Under the reign of Nicholas I, imperial understanding of national ancientries and symbols of the state might, preserved in the Armoury Chamber, were expressed in the creation of a syntectic image of the Russian monarchy, embodied in the Crown Hall of the museum. It was a centre of the ideologic space, where 'the Display of the Russian Glory' reached its climax. A series of portraits of the Romanov and the Rurikids dynasties' family members serve as the semantic equivalent of this historical perspective, unfolding towards Russia's past. Unlike other portraits in the interiors of the Armoury Chamber, these were sited in a strict chronology of the rulings, during which the expansion of the country's territories took place. It was marked by the coat of arms on the railing. The portrait series of the Crown Hall is a genealogical corpus of titulary-heraldic content, which had remained actual over the whole time of monarchy existence and originated in the earliest Russian monument of such kind – the 1672 Titulary Book. In this book, the images of the sovereigns were indicated together with the spelling of their names, titles, and pictures of the state coat of arms and seals. Each image of the tsar or emperor of the series is followed by a figured cartouche with brief information on their rule, which fixed in the memory of descendants not only the historical deeds of the crowned heads but also the date of their death.

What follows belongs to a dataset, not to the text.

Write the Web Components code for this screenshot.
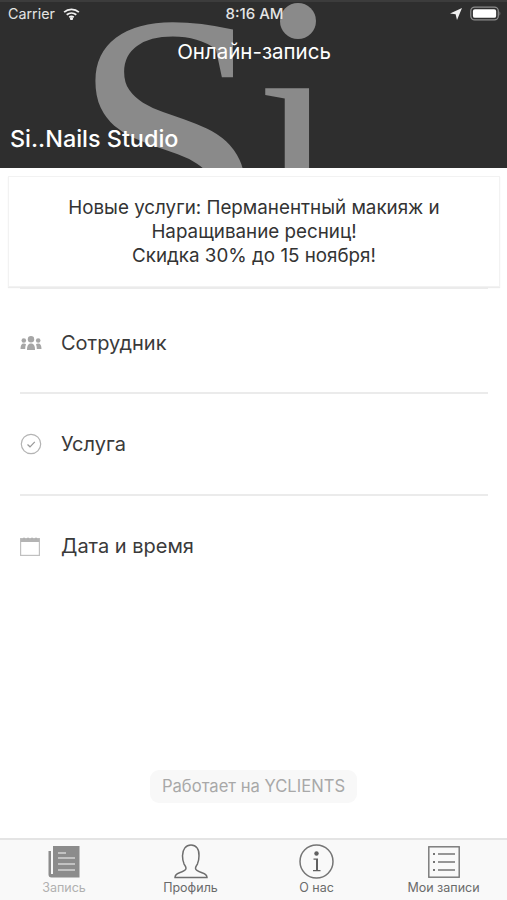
<!DOCTYPE html>
<html lang="ru">
<head>
<meta charset="utf-8">
<title>Онлайн-запись</title>
<style>
    html, body { margin: 0; padding: 0; background: #fff; }
    body { font-family: Inter, "Liberation Sans", Arial, sans-serif; }
    si-app { height: 900px; }
</style>
</head>
<body>
<si-app>
    <si-header title="Онлайн-запись" brand="Si..Nails Studio"></si-header>
    <si-notice>Новые услуги: Перманентный макияж и<br>Наращивание ресниц!<br>Скидка 30% до 15 ноября!</si-notice>
    <si-row first>
        <svg slot="icon" width="22" height="16" viewBox="0 0 22 16" fill="#a6a6a6">
            <circle cx="11" cy="4.2" r="3.2"/><path d="M7 15c0-4 1-6.500 4-6.500s4 2.500 4 6.500z"/>
            <circle cx="3.800" cy="5.500" r="2.300"/><path d="M.5 14c0-3.500 1-5.500 3.300-5.500 1 0 1.700.3 2.200.8C5.400 10.700 5.200 12.200 5.200 14z"/>
            <circle cx="18.200" cy="5.500" r="2.300"/><path d="M21.500 14c0-3.500-1-5.500-3.300-5.500-1 0-1.700.3-2.200.8.6 1.400.8 2.900.8 4.700z"/>
        </svg>
        Сотрудник
    </si-row>
    <si-row>
        <svg slot="icon" width="22" height="22" viewBox="0 0 22 22" fill="none" stroke="#b4b4b4">
            <circle cx="11" cy="11" r="9.700" stroke-width="1.200"/>
            <path d="M7.500 11.500l2.500 2.300 4.800-5" stroke="#999" stroke-width="1.200"/>
        </svg>
        Услуга
    </si-row>
    <si-row>
        <svg slot="icon" width="20" height="19" viewBox="0 0 20 19" fill="none">
            <rect x=".6" y="1.600" width="18.800" height="16.800" stroke="#c0c0c0" stroke-width="1.200"/>
            <rect x=".6" y="1.600" width="18.800" height="3.400" fill="#b4b4b4"/>
            <path d="M4 .5v2M8 .5v2M12 .5v2M16 .5v2" stroke="#a8a8a8"/>
        </svg>
        Дата и время
    </si-row>
    <si-credit>Работает на YCLIENTS</si-credit>
    <si-tab-bar>
        <si-tab label="Запись" muted>
            <svg width="32" height="33" viewBox="0 0 32 33">
                <path d="M5 1h26.500v31.500H3.500A3 3 0 0 1 .5 29.500V6H3v23h2z" fill="#8c8c8c"/>
                <path d="M10 8h8M10 13h17M10 19h17M10 25h17" stroke="#d4d4d4" stroke-width="1.500"/>
            </svg>
        </si-tab>
        <si-tab label="Профиль">
            <svg width="34" height="35" viewBox="0 0 34 35" fill="none" stroke="#6e6e6e" stroke-width="1.500">
                <path d="M1 33.500h32c0-2.500-2-3.700-5-4.700-4-1.300-6.500-2.500-6.500-4.500 0-1.500 1-2.500 2-4.500 1-2.200 1.500-5 1.500-8C25.500 5 22 1 17 1S8.500 5 8.500 11.800c0 3 .5 5.800 1.500 8 1 2 2 3 2 4.500 0 2-2.500 3.200-6.500 4.500-3 1-4.500 2.200-4.500 4.700z"/>
            </svg>
        </si-tab>
        <si-tab label="О нас">
            <svg width="35" height="35" viewBox="0 0 35 35" fill="none">
                <circle cx="17.500" cy="17.500" r="16.500" stroke="#757575" stroke-width="1.500"/>
                <circle cx="17.500" cy="9.500" r="2.200" fill="#606060"/>
                <path d="M14.500 14.500h4.500v11.500h2.500v1.200h-7.500V26H17V15.700h-2.500z" fill="#606060"/>
            </svg>
        </si-tab>
        <si-tab label="Мои записи">
            <svg width="32" height="32" viewBox="0 0 32 32" fill="none" stroke="#757575" stroke-width="1.400">
                <rect x=".8" y=".8" width="30.400" height="30.400"/>
                <path d="M10 8h17M10 16h17M10 24h17"/>
                <path d="M5 8h2M5 16h2M5 24h2" stroke-width="2"/>
            </svg>
        </si-tab>
    </si-tab-bar>
</si-app>

<script>
(function() {
    class SiApp extends HTMLElement {
        constructor() {
            super();
            this.attachShadow({ mode: 'open' }).innerHTML = `
                <style>
                    :host { display: flex; flex-direction: column; width: 507px; overflow: hidden; background: #fff; }
                </style>
                <slot></slot>`;
        }
    }

    class SiStatusBar extends HTMLElement {
        constructor() {
            super();
            this.attachShadow({ mode: 'open' }).innerHTML = `
                <style>
                    :host {
                        display: grid;
                        grid-template-columns: 1fr auto 1fr;
                        align-items: center;
                        height: 23px;
                        padding: 0 6px 0 8px;
                        color: #e4e4e4;
                        font-size: 14.300px;
                    }
                    .left, .right { display: flex; align-items: center; }
                    .left { gap: 8px; }
                    .right { justify-content: flex-end; gap: 8px; }
                    .time { font-size: 15px; font-weight: 500; }
                </style>
                <div class="left">
                    <span>Carrier</span>
                    <svg width="17" height="12" viewBox="0 0 18 13" fill="none" stroke="#f0f0f0" stroke-width="1.900">
                        <path d="M1 4.500C5.500.5 12.500.5 17 4.500M3.800 7.300c3-2.500 7.400-2.500 10.400 0M6.500 10c1.500-1 3.500-1 5 0"/>
                        <circle cx="9" cy="11.500" r=".8" fill="#f0f0f0"/>
                    </svg>
                </div>
                <span class="time">8:16 AM</span>
                <div class="right">
                    <svg width="12" height="12" viewBox="0 0 12 12"><path d="M12 0L0 5.500l5.600.8L7 12z" fill="#f0f0f0"/></svg>
                    <svg width="31" height="15" viewBox="0 0 32 15" fill="none">
                        <rect x=".8" y=".8" width="28.400" height="13.400" rx="4" stroke="#8c8c8c" stroke-width="1.300"/>
                        <rect x="3" y="3" width="24" height="9" rx="2" fill="#fff"/>
                        <path d="M30.500 5.500c1 .3 1 3.700 0 4z" fill="#8c8c8c"/>
                    </svg>
                </div>`;
        }
    }

    class SiHeader extends HTMLElement {
        constructor() {
            super();
            this.attachShadow({ mode: 'open' }).innerHTML = `
                <style>
                    :host {
                        display: flex;
                        flex-direction: column;
                        position: relative;
                        height: 168px;
                        box-sizing: border-box;
                        background: #2e2e2e;
                        color: #fff;
                        overflow: hidden;
                        border-top: 2px solid #3c3c3c;
                    }
                    .mark {
                        position: absolute;
                        font-family: "Liberation Serif", serif;
                        line-height: 1;
                        color: #8a8a8a;
                    }
                    .s { left: 72px; top: -41px; font-size: 350px; }
                    .i { left: 255px; top: -27px; font-size: 300px; }
                    /* logo dot is bigger than the font's, so it sits over a dotless i */
                    .dot { position: absolute; left: 280px; top: 1px; width: 36px; height: 36px; border-radius: 50%; background: #8a8a8a; }
                    si-status-bar, .title, .brand { position: relative; }
                    .title { margin-top: 13px; padding-left: 1px; text-align: center; font-size: 20.500px; line-height: 28px; }
                    .brand { margin: auto 0 15px 10px; font-size: 23.400px; line-height: 28px; font-weight: 500; }
                </style>
                <div class="mark s">S</div>
                <div class="mark i">ı</div>
                <div class="dot"></div>
                <si-status-bar></si-status-bar>
                <div class="title"></div>
                <div class="brand"></div>`;
        }

        connectedCallback() {
            this.shadowRoot.querySelector('.title').textContent = this.getAttribute('title');
            this.shadowRoot.querySelector('.brand').textContent = this.getAttribute('brand');
        }
    }

    class SiNotice extends HTMLElement {
        constructor() {
            super();
            this.attachShadow({ mode: 'open' }).innerHTML = `
                <style>
                    :host {
                        display: block;
                        margin: 8px 7px 0 8px;
                        padding: 19px 0 18px;
                        border: 1px solid #f2f2f2;
                        box-shadow: 0 1px 1px #ececec;
                        text-align: center;
                        color: #333;
                        font-size: 18.800px;
                        line-height: 24px;
                    }
                </style>
                <slot></slot>`;
        }
    }

    class SiRow extends HTMLElement {
        constructor() {
            super();
            this.attachShadow({ mode: 'open' }).innerHTML = `
                <style>
                    :host {
                        display: flex;
                        align-items: center;
                        height: 100px;
                        margin: 0 19px 0 20px;
                        border-top: 2px solid #ebebeb;
                        color: #3a3a3a;
                        font-size: 20px;
                    }
                    :host([first]) { height: 99px; padding-top: 4px; }
                    .icon { display: flex; width: 41px; flex: none; }
                </style>
                <div class="icon"><slot name="icon"></slot></div>
                <slot></slot>`;
        }
    }

    class SiCredit extends HTMLElement {
        constructor() {
            super();
            this.attachShadow({ mode: 'open' }).innerHTML = `
                <style>
                    :host {
                        display: block;
                        align-self: center;
                        margin-top: auto;
                        margin-bottom: 35px;
                        padding: 0 12px;
                        border-radius: 9px;
                        background: #f8f8f8;
                        color: #a8a8a8;
                        font-size: 16.600px;
                        line-height: 33px;
                    }
                </style>
                <slot></slot>`;
        }
    }

    class SiTabBar extends HTMLElement {
        constructor() {
            super();
            this.attachShadow({ mode: 'open' }).innerHTML = `
                <style>
                    :host {
                        display: grid;
                        grid-template-columns: 128px 125px 127px 127px;
                        height: 60px;
                        border-top: 2px solid #e4e4e4;
                        background: #f9f9f9;
                    }
                </style>
                <slot></slot>`;
        }
    }

    class SiTab extends HTMLElement {
        constructor() {
            super();
            this.attachShadow({ mode: 'open' }).innerHTML = `
                <style>
                    :host {
                        display: flex;
                        flex-direction: column;
                        align-items: center;
                        padding-top: 4px;
                        color: #6a6a6a;
                        font-size: 12.500px;
                    }
                    :host([muted]) { color: #b0b0b0; }
                    .icon { display: flex; height: 35px; align-items: center; }
                    .label { margin-top: 1px; line-height: 15px; }
                </style>
                <div class="icon"><slot></slot></div>
                <div class="label"></div>`;
        }

        connectedCallback() {
            this.shadowRoot.querySelector('.label').textContent = this.getAttribute('label');
        }
    }

    customElements.define('si-app', SiApp);
    customElements.define('si-status-bar', SiStatusBar);
    customElements.define('si-header', SiHeader);
    customElements.define('si-notice', SiNotice);
    customElements.define('si-row', SiRow);
    customElements.define('si-credit', SiCredit);
    customElements.define('si-tab-bar', SiTabBar);
    customElements.define('si-tab', SiTab);
})();
</script>
</body>
</html>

The most significant and organically intact period, when the paintings were on display in the Armoury Chamber, finishes with the creation of a unique expositional novelty of Nicholas' rule- the Crown Hall and the placement of historical canvases in the halls. Later additions were few and, at first blush, brought little changes to the general picture that had been formed during the rule of Alexander I and Nicholas I. Among them were the portraits of P. F. Karabanov, Bestuzhev-Ryumin, and other non-extant pieces. Further on, the pictorial exposition of the Armoury Chamber had not changed much and existed as if conservated until the events of 1917 that led to the fall of the Russian Empire and the end of the autocracy.
After the October Revolution, the Kremlin museums were at the centre of stormy processes of the new Bolshiviks' policy establishment. The sequence of ministerial reattachments of the Armoury Chamber left a tragic imprint on the museum's destiny. From 1918 it was in the structures of the People's Commissariat for Education, from 1932 - under the supervision of the Committee on the Management of Scholars and Educational Institutions of the USSR Central Executive Committee, from 1938 – under the control of the Moscow Kremlin Сommandant's Headquarters. In an attempt to destroy "the elements of the autocraty apologia", the works of pictorial art were withdrawn from the collection of the Armoury Chamber which became catastrophic for the museum. The withdrawal began with the portraits of the monarchs - "the class approach" was applied to them in the first turn.
Upon numerous instructions from the authorities, the paintings with the best level of performance were transferred to the State Tretyakov Gallery and the Pushkin Museum of Fine Arts. The pieces of no artistic value, considered so by the officials, were sent to the State museum fund, encashed through the Antique and the All-Soviet Union on the Trade with Foreigner, lost in chaos and mess. The extant paintings of the main collection were spread over different venues on the territory of the Moscow Kremlin, ill-fitted to keep the pieces of visual art, which had significantly damaged the condition of the objects.
Parallel to these processes, a counter, spontaneous flow of oil paintings rushed into the museum. Until 1917, they were in the Grand Kremlin and the destroyed Minor Nicholas Palaces, in Kremlin cathedrals and the Chudov and Ascension monasteries, exploded in 1929 and 1932. Thus, not only secular paintings, created by such artists as A. Adam, I. K. Aivazovsky, F. A. Moller, N. E. Sverchkov, entered the fund of the oil painting. Icons and church images, seized during numerous inspections from the decoration of cathedrals, became also a part of the fund. At that time museum had also acquired portraits of the clergy, withdrawn from the chambers of the destroyed Kremlin monasteries, and pieces of art, commandeered from the palace property of non-Kremlin origin. The history of the collection replenishment in this period cannot be revealed in detail due to the loss of key documents that were not delivered to the museum archives. It is important to note that from the late 1920-s, thanks to the efforts of the museum staff, the collection of pictorial art was replenished at the expense of the State Museum Fund as some kind of compensation for the losses of previous years. The fund concentrated on its storages items of enormous artistic value. Several imperial portraits and landscapes with a view over the Kremlin, created in the workshop of F. Ya. Alexeev, came to the collection from it.
The Great Patriotic War interrupted the process of museum collection extension that had just begun. The history of the museum after the war was marked by its submission to the Ministry of Culture of the USSR in 1960 instead of the Kremlin's Commandant's Office.
The following paintings, the major part of which are landcapes, still life and domestic scenes of the West European work, came to the museum only in the early 1980s. The genre composition of this group proves a systemless approach when completing the museum fund of secular painting at that time.
Many positive changes featured a new chapter in the life of the collection that began with the organization of a separate fund of oil paintings. Among them was the systematic restoration of the oil art pieces that had brought back to museum life a significant part of secular paintings. Currently, many of them are actively used at comprehensive museum exhibitions.

The acquisition of portraits of F. G. Solntsev by E. A. Polyakov, the major part of his artistic legacy being kept in museum funds, and Emperor Alexander III by N. G. Shilder paved the way for the focused compilation of the fund with objects that would reflect the peculiarity of the Kremlin museums and fill the gaps in the personal list of imperial portraits that appeared during the troubled years.